Exercise details:
State how many lines of the data contain the word "page", and write nothing besides the number.
-- start Data shown --
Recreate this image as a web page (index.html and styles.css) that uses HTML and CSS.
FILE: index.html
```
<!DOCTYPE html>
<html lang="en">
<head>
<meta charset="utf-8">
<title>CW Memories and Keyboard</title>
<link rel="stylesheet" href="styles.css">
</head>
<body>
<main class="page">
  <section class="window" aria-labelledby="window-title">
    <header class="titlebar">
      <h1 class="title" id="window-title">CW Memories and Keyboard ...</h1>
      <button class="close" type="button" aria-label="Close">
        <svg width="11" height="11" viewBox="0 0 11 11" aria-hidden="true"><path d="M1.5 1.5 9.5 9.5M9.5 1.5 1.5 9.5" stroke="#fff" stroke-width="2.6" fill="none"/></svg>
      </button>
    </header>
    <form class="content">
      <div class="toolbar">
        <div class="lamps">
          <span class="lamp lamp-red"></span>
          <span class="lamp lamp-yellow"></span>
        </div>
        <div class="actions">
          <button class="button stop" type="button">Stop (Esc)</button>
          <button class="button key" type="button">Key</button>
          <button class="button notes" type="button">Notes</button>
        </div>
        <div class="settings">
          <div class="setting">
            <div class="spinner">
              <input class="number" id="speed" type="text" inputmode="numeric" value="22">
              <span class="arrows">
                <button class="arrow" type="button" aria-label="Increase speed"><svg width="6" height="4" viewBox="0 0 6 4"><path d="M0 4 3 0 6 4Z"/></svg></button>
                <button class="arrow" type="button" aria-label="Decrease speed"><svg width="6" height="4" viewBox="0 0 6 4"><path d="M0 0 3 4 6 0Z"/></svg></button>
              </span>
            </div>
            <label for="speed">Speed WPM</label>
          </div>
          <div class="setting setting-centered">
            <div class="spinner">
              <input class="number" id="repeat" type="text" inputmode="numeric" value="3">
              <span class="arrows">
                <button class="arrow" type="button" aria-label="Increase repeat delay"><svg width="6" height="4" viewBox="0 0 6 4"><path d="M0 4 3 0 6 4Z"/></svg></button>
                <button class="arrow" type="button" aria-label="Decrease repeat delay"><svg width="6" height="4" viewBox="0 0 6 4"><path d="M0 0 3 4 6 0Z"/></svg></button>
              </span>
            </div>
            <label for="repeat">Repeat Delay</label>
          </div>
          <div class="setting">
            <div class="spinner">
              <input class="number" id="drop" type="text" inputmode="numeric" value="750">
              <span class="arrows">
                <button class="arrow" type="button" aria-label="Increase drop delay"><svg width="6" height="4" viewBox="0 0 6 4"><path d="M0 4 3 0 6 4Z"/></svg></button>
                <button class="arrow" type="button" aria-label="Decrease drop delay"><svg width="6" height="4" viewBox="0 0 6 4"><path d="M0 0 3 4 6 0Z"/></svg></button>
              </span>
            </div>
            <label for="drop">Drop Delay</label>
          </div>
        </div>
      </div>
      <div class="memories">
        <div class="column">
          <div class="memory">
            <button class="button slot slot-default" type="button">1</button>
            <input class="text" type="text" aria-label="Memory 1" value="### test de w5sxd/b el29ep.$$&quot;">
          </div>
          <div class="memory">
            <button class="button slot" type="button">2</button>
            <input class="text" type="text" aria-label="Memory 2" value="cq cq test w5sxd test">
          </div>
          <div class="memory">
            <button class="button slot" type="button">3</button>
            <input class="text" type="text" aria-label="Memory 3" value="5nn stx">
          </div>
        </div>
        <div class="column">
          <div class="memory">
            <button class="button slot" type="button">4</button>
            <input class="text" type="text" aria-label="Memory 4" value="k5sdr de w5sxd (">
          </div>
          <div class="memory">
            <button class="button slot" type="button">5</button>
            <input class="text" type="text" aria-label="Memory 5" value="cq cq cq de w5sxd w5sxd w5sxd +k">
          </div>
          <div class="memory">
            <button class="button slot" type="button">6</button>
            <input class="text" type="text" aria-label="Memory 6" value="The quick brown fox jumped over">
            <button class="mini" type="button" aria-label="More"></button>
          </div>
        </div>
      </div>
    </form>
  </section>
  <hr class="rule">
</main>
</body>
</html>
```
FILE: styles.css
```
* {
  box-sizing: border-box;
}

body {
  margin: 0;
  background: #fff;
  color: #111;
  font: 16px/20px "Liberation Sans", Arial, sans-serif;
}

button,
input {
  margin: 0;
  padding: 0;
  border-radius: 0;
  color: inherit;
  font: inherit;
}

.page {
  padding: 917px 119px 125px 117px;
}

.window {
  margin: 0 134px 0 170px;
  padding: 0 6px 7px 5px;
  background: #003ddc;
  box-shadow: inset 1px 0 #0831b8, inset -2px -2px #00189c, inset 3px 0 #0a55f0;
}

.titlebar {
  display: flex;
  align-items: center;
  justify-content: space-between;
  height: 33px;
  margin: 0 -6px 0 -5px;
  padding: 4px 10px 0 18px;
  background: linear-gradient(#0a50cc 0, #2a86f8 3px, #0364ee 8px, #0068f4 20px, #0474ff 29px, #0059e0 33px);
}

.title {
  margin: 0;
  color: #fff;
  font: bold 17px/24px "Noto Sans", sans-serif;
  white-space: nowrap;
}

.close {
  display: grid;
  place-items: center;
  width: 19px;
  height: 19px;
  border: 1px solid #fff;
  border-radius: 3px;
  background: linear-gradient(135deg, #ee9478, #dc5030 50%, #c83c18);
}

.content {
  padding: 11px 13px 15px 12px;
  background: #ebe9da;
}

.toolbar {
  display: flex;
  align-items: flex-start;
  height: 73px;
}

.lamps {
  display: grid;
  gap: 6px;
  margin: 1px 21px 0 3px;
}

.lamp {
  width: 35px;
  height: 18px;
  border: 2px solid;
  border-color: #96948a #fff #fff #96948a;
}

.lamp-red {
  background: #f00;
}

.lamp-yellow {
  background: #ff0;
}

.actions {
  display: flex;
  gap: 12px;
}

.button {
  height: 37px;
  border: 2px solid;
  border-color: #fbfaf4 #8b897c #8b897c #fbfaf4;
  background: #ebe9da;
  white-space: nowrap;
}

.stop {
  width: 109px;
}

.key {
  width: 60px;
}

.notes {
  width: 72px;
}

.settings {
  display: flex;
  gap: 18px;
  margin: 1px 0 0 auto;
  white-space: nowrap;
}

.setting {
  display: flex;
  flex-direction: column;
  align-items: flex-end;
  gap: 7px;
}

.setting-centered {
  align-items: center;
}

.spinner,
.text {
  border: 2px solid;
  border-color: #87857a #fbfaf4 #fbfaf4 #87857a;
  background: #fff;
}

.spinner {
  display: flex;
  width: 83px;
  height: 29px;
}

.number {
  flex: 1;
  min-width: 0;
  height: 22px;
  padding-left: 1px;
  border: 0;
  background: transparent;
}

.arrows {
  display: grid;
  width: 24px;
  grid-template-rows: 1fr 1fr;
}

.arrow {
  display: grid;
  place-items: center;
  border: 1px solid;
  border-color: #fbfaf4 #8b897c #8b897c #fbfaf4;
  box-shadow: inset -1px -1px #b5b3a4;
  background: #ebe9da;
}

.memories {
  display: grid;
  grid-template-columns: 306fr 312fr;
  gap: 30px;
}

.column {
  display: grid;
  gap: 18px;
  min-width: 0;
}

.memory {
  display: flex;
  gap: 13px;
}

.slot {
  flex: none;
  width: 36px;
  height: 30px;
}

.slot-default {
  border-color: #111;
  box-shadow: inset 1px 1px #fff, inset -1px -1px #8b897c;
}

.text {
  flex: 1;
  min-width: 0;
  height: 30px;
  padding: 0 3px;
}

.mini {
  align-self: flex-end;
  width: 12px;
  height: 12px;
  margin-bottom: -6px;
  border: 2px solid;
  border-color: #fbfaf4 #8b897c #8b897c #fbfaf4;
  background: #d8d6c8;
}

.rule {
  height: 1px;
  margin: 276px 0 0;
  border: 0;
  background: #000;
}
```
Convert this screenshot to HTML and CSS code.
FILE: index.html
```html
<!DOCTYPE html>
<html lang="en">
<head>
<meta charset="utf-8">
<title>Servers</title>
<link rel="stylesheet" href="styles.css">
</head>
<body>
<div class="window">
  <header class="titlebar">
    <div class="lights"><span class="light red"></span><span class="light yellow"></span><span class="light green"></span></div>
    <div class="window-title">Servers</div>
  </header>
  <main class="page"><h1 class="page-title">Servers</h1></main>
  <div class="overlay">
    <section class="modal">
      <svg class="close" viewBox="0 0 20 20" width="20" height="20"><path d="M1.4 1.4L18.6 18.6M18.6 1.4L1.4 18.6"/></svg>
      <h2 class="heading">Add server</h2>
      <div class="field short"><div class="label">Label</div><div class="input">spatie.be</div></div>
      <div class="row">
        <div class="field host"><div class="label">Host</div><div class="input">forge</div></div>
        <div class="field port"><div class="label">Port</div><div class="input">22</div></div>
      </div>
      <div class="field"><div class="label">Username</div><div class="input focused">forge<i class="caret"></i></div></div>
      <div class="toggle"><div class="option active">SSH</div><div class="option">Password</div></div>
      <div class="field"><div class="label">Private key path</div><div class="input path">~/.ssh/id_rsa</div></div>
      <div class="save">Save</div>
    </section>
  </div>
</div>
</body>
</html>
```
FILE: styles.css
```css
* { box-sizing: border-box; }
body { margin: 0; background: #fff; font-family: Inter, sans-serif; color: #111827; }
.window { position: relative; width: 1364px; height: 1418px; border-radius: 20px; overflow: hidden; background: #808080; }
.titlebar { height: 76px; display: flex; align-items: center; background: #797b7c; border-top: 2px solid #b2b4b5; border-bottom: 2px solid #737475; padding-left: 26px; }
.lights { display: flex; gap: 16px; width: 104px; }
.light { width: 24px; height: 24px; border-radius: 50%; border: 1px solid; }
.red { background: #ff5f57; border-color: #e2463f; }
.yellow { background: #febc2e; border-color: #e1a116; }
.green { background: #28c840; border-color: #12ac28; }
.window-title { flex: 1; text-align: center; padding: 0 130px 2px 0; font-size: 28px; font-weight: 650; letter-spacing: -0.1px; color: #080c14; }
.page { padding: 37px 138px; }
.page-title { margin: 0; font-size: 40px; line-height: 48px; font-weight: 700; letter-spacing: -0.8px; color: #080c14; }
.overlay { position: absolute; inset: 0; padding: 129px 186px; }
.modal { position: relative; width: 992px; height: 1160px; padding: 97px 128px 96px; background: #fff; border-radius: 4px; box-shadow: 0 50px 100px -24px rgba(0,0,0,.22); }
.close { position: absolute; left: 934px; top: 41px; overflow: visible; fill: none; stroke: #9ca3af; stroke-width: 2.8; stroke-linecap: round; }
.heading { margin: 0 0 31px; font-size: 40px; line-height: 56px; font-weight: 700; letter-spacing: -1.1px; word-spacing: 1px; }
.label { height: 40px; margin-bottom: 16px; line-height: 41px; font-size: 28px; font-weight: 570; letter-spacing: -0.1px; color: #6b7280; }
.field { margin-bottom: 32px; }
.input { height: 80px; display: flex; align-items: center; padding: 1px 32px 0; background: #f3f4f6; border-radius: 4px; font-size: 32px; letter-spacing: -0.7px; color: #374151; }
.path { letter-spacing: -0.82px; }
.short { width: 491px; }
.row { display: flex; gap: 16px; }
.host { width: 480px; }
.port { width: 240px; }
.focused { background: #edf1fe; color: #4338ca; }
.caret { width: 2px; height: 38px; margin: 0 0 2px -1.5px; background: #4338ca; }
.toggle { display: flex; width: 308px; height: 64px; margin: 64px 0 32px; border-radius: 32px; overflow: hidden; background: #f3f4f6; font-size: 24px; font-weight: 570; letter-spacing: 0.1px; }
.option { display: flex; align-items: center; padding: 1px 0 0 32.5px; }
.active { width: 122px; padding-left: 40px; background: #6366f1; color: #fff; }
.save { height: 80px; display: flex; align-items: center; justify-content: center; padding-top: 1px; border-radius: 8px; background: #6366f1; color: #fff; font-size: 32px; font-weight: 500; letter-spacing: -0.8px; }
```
-- end Data shown --
Response for this exercise:
6